Per la Costituzione, chi vuole svolgere una riunione in luogo pubblico non deve dotarsi di alcun permesso o autorizzazione, né deve subire divieti astrattamente posti in anticipo, ma deve solo dare un preavviso. E, solo dopo questo preavviso (ma anche nel caso in cui esso sia stato omesso) l’autorità amministrativa valuta i rischi e in caso può vietarla o imporre prescrizioni per il suo svolgimento, ma proporzionate, motivate, comprovate e solo attinenti a sicurezza (integrità dei diritti delle persone) o incolumità .

In quel caso, al di là di sopportabili disagi, per la circolazione, per gli abitanti del quartiere, per alcune segnalazioni dell’Ambasciatore russo e del Console generale russo entrambe relative al “blocco illecito del lavoro dello stabilimento Isab” non sembra sussistessero “comprovatamente” fatti gravi, tali da giustificare il provvedimento. A far discutere, praticamente tutta Italia, fu infatti “quella” lettera da Mosca, da cui sarebbe partito tutto: quella dell’ambasciatore russo in Italia, Sergey Razov, che avrebbe chiesto l’intercessione dell’allora ministro degli Interni, Matteo Salvini, per evitare nuovi blocchi fuori dagli impianti che in passato aveva già causato danni per milioni di euro alla Lukoil.
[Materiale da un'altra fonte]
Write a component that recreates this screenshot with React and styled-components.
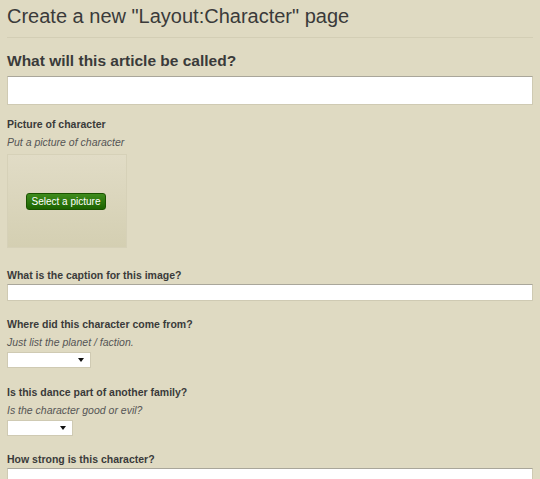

L’ex prefetto Pizzi, quindi, tra le alternative possibili aveva scelto “il mezzo che comporta il maggior sacrificio per i destinatari colpiti dalla misura – si legge nel provvedimento – ma tenuto conto del canone del rispetto del giusto equilibrio tra vari interessi coinvolti nella fattispecie concreta, dalle acquisizioni istruttorie sottese al provvedimento e trasfuse nella motivazione del medesimo non sembra che tale ultimo parametro sia stato rispettato neppure sotto il profilo della protrazione nel tempo della misura (“agganciata” alla valutazione probabilistica della “ presumibile durata” della vertenza , quando per il vero, avrebbe in teoria potuto avere una durata inferiore, in quanto suscettibile di eventuale reiterazione, ricorrendone le compravate condizioni)”.

Ricorso accolto, lo sciopero è consentito e il prefetto si sbagliava.